Esta circunstancia, que puede pasar inadvertida en una primera lectura, resulta de gran ayuda a la hora de entender el significado verdadero que se esconde tras cuentos tan aparentemente extraños como Temples de l’Esperit Sant. Solo así seremos capaces de darnos cuenta de que la sordidez de los relatos que la llevaron a la fama no es más que una técnica para llamar la atención del lector, una fachada reluciente y virtuosa tras la cual late siempre una enseñanza bíblica. Al estilo de las historias detectivescas de Pare Brown, que G.K. Chesterton aprovechaba para introducir conceptos teológicos diversos, o de los cuentos morales con los que Éric Rohmer cautiva todavía a cinéfilos de medio mundo, las ficciones de O'Connor nacen con el objetivo de evangelizar a aquellos que las leen, una operación ciertamente ambiciosa que le sirvió para ocupar los últimos años de su corta vida.
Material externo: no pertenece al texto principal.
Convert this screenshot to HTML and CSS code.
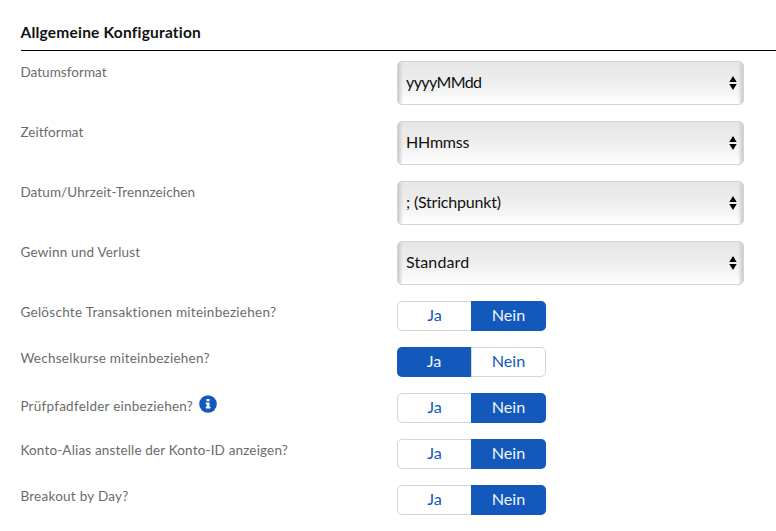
FILE: index.html
```html
<!DOCTYPE html>
<html lang="de">
<head>
<meta charset="utf-8">
<title>Allgemeine Konfiguration</title>
<link rel="stylesheet" href="styles.css">
</head>
<body>
<main class="config">
<h1>Allgemeine Konfiguration</h1>
<div class="row"><div class="label t-date">Datumsformat</div><div class="select"><span class="v-date">yyyyMMdd</span><svg class="arrows" viewBox="0 0 8 16"><path d="M4 1 7.7 7H.3ZM.3 9h7.4L4 15Z"/></svg></div></div>
<div class="row"><div class="label t-time">Zeitformat</div><div class="select"><span class="v-time">HHmmss</span><svg class="arrows" viewBox="0 0 8 16"><path d="M4 1 7.7 7H.3ZM.3 9h7.4L4 15Z"/></svg></div></div>
<div class="row"><div class="label t-sep">Datum/Uhrzeit-Trennzeichen</div><div class="select"><span class="v-sep">; (Strichpunkt)</span><svg class="arrows" viewBox="0 0 8 16"><path d="M4 1 7.7 7H.3ZM.3 9h7.4L4 15Z"/></svg></div></div>
<div class="row"><div class="label t-profit">Gewinn und Verlust</div><div class="select"><span class="v-standard">Standard</span><svg class="arrows" viewBox="0 0 8 16"><path d="M4 1 7.7 7H.3ZM.3 9h7.4L4 15Z"/></svg></div></div>
<div class="row"><div class="label t-deleted">Gelöschte Transaktionen miteinbeziehen?</div><div class="toggle"><span class="option">Ja</span><span class="option active">Nein</span></div></div>
<div class="row"><div class="label t-rates">Wechselkurse miteinbeziehen?</div><div class="toggle"><span class="option active">Ja</span><span class="option">Nein</span></div></div>
<div class="row"><div class="label with-info"><span class="t-audit">Prüfpfadfelder einbeziehen?</span><svg class="info" viewBox="0 0 18 18"><circle cx="9" cy="9" r="8.8" fill="#1359bc"/><path fill="#fff" d="M7.5 3.9h3v2.4h-3ZM6.8 7.4h3.7v4.4h.9v1.8H6.8v-1.8h.9V9.2h-.9Z"/></svg></div><div class="toggle"><span class="option">Ja</span><span class="option active">Nein</span></div></div>
<div class="row"><div class="label t-alias">Konto-Alias anstelle der Konto-ID anzeigen?</div><div class="toggle"><span class="option">Ja</span><span class="option active">Nein</span></div></div>
<div class="row"><div class="label t-break">Breakout by Day?</div><div class="toggle"><span class="option">Ja</span><span class="option active">Nein</span></div></div>
</main>
</body>
</html>
```
FILE: styles.css
```css
* { box-sizing: border-box; }
body {
  margin: 0;
  background: #fff;
  font-family: Lato, "Liberation Sans", sans-serif;
  font-variant-ligatures: none;
  overflow: hidden;
}
.config { padding: 21px 0 0 21px; }
h1 {
  margin: 0 0 10px;
  height: 30px;
  border-bottom: 1px solid #000;
  font-size: 15.5px;
  line-height: 22px;
  font-weight: 700;
  letter-spacing: 0.21px;
  text-indent: -0.5px;
  color: #111;
}
.row {
  display: grid;
  grid-template-columns: 376px 347px;
  align-items: start;
  margin-bottom: 16px;
}
.label {
  font-size: 13.5px;
  line-height: 18px;
  padding-top: 2px;
  text-indent: -0.6px;
  color: #6b6b6b;
  white-space: nowrap;
}
.t-date { letter-spacing: 0.05px; }
.t-time { letter-spacing: 0.03px; }
.t-sep { letter-spacing: 0.1px; }
.t-profit { letter-spacing: 0.2px; }
.t-deleted { letter-spacing: 0.28px; }
.t-rates { letter-spacing: 0.25px; }
.t-audit { letter-spacing: 0.24px; }
.t-alias { letter-spacing: 0.16px; }
.t-break { letter-spacing: 0.25px; }
.v-date { letter-spacing: -0.6px; }
.v-time { letter-spacing: -0.2px; }
.v-sep { letter-spacing: -0.2px; }
.v-standard { letter-spacing: 0.12px; }
.with-info {
  display: flex;
  align-items: center;
  gap: 6px;
  height: 22px;
  padding-top: 0;
}
.with-info span { padding-top: 4px; }
.info { width: 18px; height: 18px; }
.select {
  height: 44px;
  display: flex;
  align-items: center;
  justify-content: space-between;
  padding: 0 6px 0 8px;
  border: 1px solid #d4d4d4;
  border-radius: 5px;
  background: linear-gradient(90deg, #cbcbcb, rgba(203, 203, 203, 0) 5px calc(100% - 5px), #cbcbcb), linear-gradient(#e6e6e6, #eeeeee 50%, #fff);
  font-size: 16px;
  line-height: 22px;
  color: #111;
}
.select span { padding-bottom: 2px; }
.arrows { width: 8px; height: 16px; fill: #000; }
.toggle {
  display: flex;
  width: 149px;
  height: 30px;
  border: 1px solid #d5d6d8;
  border-radius: 5px;
}
.option {
  flex: 0 0 73px;
  height: 28px;
  font-size: 16.2px;
  line-height: 26px;
  text-align: center;
  color: #1359bc;
}
.option:last-child {
  flex-basis: 74px;
  border-left: 1px solid #d5d6d8;
}
.option.active {
  flex-basis: 74px;
  height: 30px;
  margin: -1px 0 -1px -1px;
  line-height: 28px;
  background: #1359bc;
  color: #f0f5fc;
}
.option.active:first-child { border-radius: 5px 0 0 5px; }
.option.active:last-child {
  flex-basis: 75px;
  margin: -1px -1px -1px 0;
  border: 0;
  border-radius: 0 5px 5px 0;
}
```
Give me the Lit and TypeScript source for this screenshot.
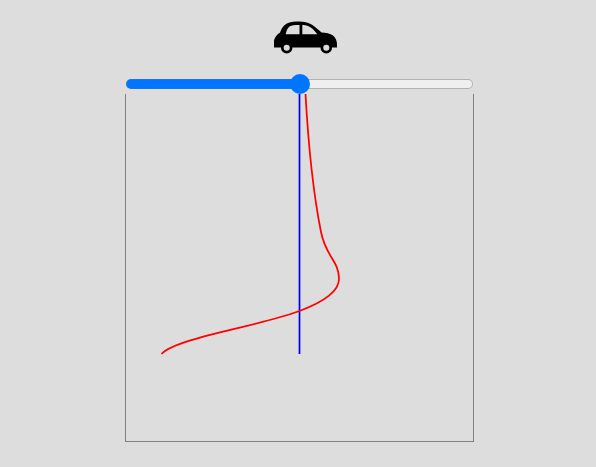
import { LitElement, html, css } from "lit";
import { customElement, state } from "lit/decorators.js";

@customElement("app-root")
export class AppRoot extends LitElement {
  static styles = css`
    :host {
      display: block;
      min-height: 100vh;
      box-sizing: border-box;
      background: #dddddd;
      padding: 20px 122px 25px 125px;
      font-family: "Liberation Sans", Arial, sans-serif;
    }
    .stage {
      display: flex;
      flex-direction: column;
    }
    .lane {
      display: flex;
      justify-content: center;
      margin: 0 0 20px 12px;
    }
    .car {
      display: block;
      width: 64px;
      height: 34px;
    }
    .steer {
      appearance: none;
      -webkit-appearance: none;
      display: block;
      width: calc(100% - 2px);
      height: 20px;
      margin: 0 1px;
      background: none;
      outline: none;
    }
    .steer::-webkit-slider-runnable-track {
      box-sizing: border-box;
      height: 10px;
      border: 1px solid transparent;
      border-radius: 5px;
      background:
        linear-gradient(to right, #0075ff var(--fill), #efefef var(--fill)) padding-box,
        linear-gradient(to right, #1a75e6 var(--fill), #b2b2b2 var(--fill)) border-box;
    }
    .steer::-webkit-slider-thumb {
      -webkit-appearance: none;
      width: 20px;
      height: 20px;
      margin-top: -6px;
      border: none;
      border-radius: 50%;
      background: #0075ff;
    }
    .plot {
      border: 1px solid #808080;
      border-top: none;
    }
    .chart {
      display: block;
      width: 100%;
      aspect-ratio: 1;
    }
  `;

  @state() private position = 50;

  private onInput(e: Event) {
    this.position = Number((e.target as HTMLInputElement).value);
  }

  render() {
    return html`
      <main class="stage">
        <div class="lane">
          <svg class="car" viewBox="0 0 64 34" aria-hidden="true">
            <path
              fill="#000"
              fill-rule="evenodd"
              d="M0 27.6V22C0 18 3 14 6 12.7C7.5 8.5 9.5 4.8 14 3C17 1.8 21 1.6 25 1.6C30 1.6 34 2.4 38 4.8C42 7.4 44.5 10 47.5 12.5C52 12.8 56 13.3 59 15.5C62 18 63 21.5 63 24.5V27.6ZM11.7 14.2H25.5V5C20.5 5 17.5 5.3 15.5 6.6C13.2 8.2 12.5 11 11.7 14.2ZM28.3 14.2H43.3C40.3 10.3 37.3 7.3 34 6C32 5.1 30 5 28.3 5Z"
            />
            <circle cx="12.7" cy="27.7" r="4.4" fill="#ddd" stroke="#000" stroke-width="2.7" />
            <circle cx="52.3" cy="27.7" r="4.4" fill="#ddd" stroke="#000" stroke-width="2.7" />
          </svg>
        </div>
        <input
          class="steer"
          type="range"
          min="0"
          max="100"
          aria-label="Position"
          style="--fill: ${this.position}%"
          .value=${String(this.position)}
          @input=${this.onInput}
        />
        <div class="plot">
          <svg class="chart" viewBox="0 0 347 347" role="img" aria-label="Position over time">
            <path d="M173.5 0V260" fill="none" stroke="#00f" stroke-width="1.75" />
            <path
              d="M179.5 0C182 45 187 98 195 138C200 163 213 167 213 185C213 198 196 208.5 173.5 217C130 233 50 244 35.5 260"
              fill="none"
              stroke="#f00"
              stroke-width="1.75"
            />
          </svg>
        </div>
      </main>
    `;
  }
}
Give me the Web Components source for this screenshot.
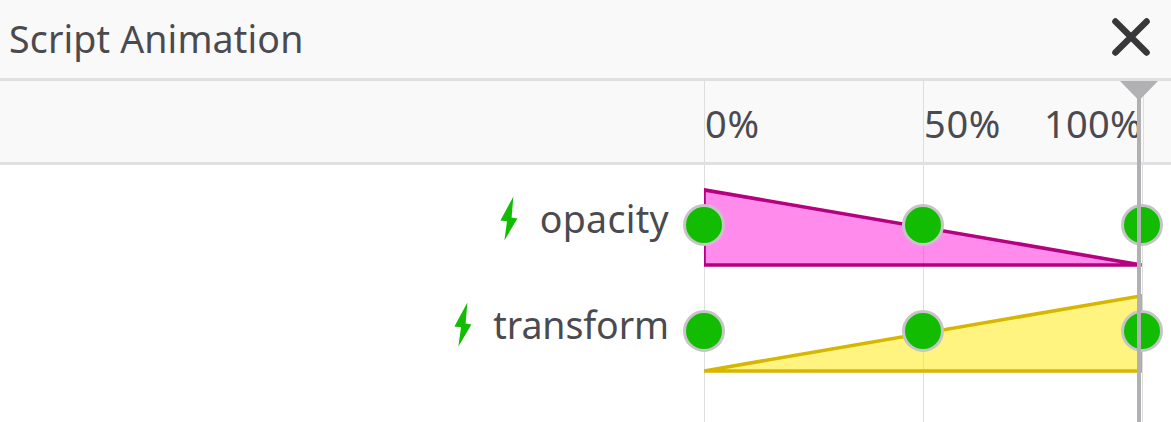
<!DOCTYPE html>
<html lang="en">
<head>
<meta charset="utf-8">
<title>Script Animation</title>
<style>
body { margin: 0; background: #fff; font-family: "Noto Sans", "Open Sans", sans-serif; color: #4a4a4f; overflow: hidden; }
</style>
</head>
<body>
<animation-detail></animation-detail>
<script>
const define = (name, html, init) => customElements.define(name, class extends HTMLElement {
  constructor() {
    super();
    this.attachShadow({ mode: "open" }).innerHTML = html;
  }
  connectedCallback() { if (init) init(this, this.shadowRoot); }
});

define("close-button", `
<style>:host{display:block;width:38px;height:38px} svg{display:block}</style>
<svg width="38" height="38" viewBox="0 0 38 38"><path d="M3.4 3.4 34.6 34.6M34.6 3.4 3.4 34.6" stroke="#38383a" stroke-width="6.4" stroke-linecap="round"/></svg>`);

define("detail-header", `
<style>
:host{display:flex;box-sizing:border-box;height:81px;padding:0 21px 0 9px;justify-content:space-between;background:#f9f9fa;border-bottom:3px solid #e0e0e2}
.title{font-size:37.5px;line-height:78px;letter-spacing:.15px;white-space:nowrap}
close-button{margin-top:18px}
</style>
<div class="title"><slot></slot></div><close-button></close-button>`);

define("progress-ticks", `
<style>
:host{display:grid;grid-template-columns:219px 219px 29px;box-sizing:border-box;height:84px;padding-left:704px;background:#f9f9fa;border-bottom:3px solid #e0e0e2;font-size:38px;line-height:85px;white-space:nowrap}
div{border-left:1px solid #dedee0;height:81px}
.mid{display:flex;justify-content:space-between}
.last{margin-left:1px}
span{letter-spacing:.7px}
.mid span:last-child{letter-spacing:.3px}
</style>
<div><span>0%</span></div><div class="mid"><span>50%</span><span>100%</span></div><div class="last"></div>`);

define("key-frame", `
<style>:host{display:block;box-sizing:border-box;width:42px;height:42px;border:3px solid #c5c5c7;border-radius:50%;background:#12bc00}</style>`);

define("property-row", `
<style>
:host{display:grid;grid-template-columns:704px 438px;height:106px}
.label{display:flex;justify-content:flex-end;box-sizing:border-box;padding-right:35px;font-size:37.5px;line-height:93px;white-space:nowrap}
.label svg{margin:24px 21.3px 0 0;width:18px;height:45px;flex:none}
.graph{position:relative}
.graph>svg{display:block}
.keys{position:absolute;left:-21px;top:32px;width:480px;display:flex;justify-content:space-between}
polygon{stroke-width:3.6}
</style>
<div class="label"><svg viewBox="0 0 18 45"><path d="M13.4.6 11.6 21.5 17.4 22.5 4.4 44.4 7 25.2.4 24.4Z" fill="#12bc00"/></svg><span><slot></slot></span></div>
<div class="graph"><svg width="438" height="106"><polygon/></svg>
<div class="keys"><key-frame></key-frame><key-frame></key-frame><key-frame></key-frame></div></div>`,
(host, root) => {
  const p = root.querySelector("polygon");
  const fall = host.getAttribute("trend") === "fall";
  p.setAttribute("points", fall ? "0,17.8 437.5,93 0,93" : "0,93 437.5,17.8 437.5,93");
  p.setAttribute("fill", fall ? "#ff1ad9" : "#ffe900");
  p.setAttribute("fill-opacity", ".5");
  p.setAttribute("stroke", fall ? "#b5007f" : "#d7b600");
  root.querySelector("span").style.letterSpacing = host.getAttribute("spacing");
});

define("property-list", `
<style>
:host{display:block;box-sizing:border-box;height:257px;padding-top:7px;
background:linear-gradient(#dedee0,#dedee0) 704px 0/1px 100% no-repeat,linear-gradient(#dedee0,#dedee0) 923px 0/1px 100% no-repeat,linear-gradient(#dedee0,#dedee0) 1142px 0/1px 100% no-repeat,#fff}
</style><slot></slot>`);

define("progress-scrubber", `
<style>:host{position:absolute;left:1120px;top:81px;width:38px;height:341px} svg{display:block}</style>
<svg width="38" height="341"><path d="M0 0H38L21 17.5V341H17V17.5Z" fill="#b1b1b3"/></svg>`);

define("animation-detail", `
<style>:host{display:block;position:relative;width:1171px;height:422px;overflow:hidden}</style>
<detail-header>Script Animation</detail-header>
<progress-ticks></progress-ticks>
<property-list>
<property-row trend="fall" spacing=".3px">opacity</property-row>
<property-row trend="rise" spacing="-.1px">transform</property-row>
</property-list>
<progress-scrubber></progress-scrubber>`);
</script>
</body>
</html>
La sordidez de los relatos no es más que una técnica para llamar la atención del lector, una fachada reluciente y virtuosa tras la cual late siempre una enseñanza bíblica
Consciente de que el lupus la llevaría a la tumba pronto, la escritora no quería marcharse al otro barrio sin intentar demostrarnos que la única solución a las crueldades de la existencia implica abrazar la fe. No en vano, el último de los cuentos, un truculento drama rural que lleva por nombre La persona desplaçada, acaba con su protagonista, la señora McIntyre, postrada en la cama y acompañada por un viejo cura que se dedica a explicarle la doctrina de la Iglesia. "Ella no le había pedido que lo adoctrinara, pero él la adoctrinaba igualmente, e introducía una pequeña definición de un sacramento o de un dogma en cada conversación que tenía", nos explica O'Connor, como si ella no fuera, en el fondo, una versión sofisticada y talentosa de este religioso católico, alguien que, hable de asesinos despiadados, de fenómenos de circo escabrosos o de inmigrantes polacos desnutridos, nunca podrá privarse de intentar hacer que, mañana, vayamos a misa. Lo consiga o no se tiene que reconocer que es un gozo leerla.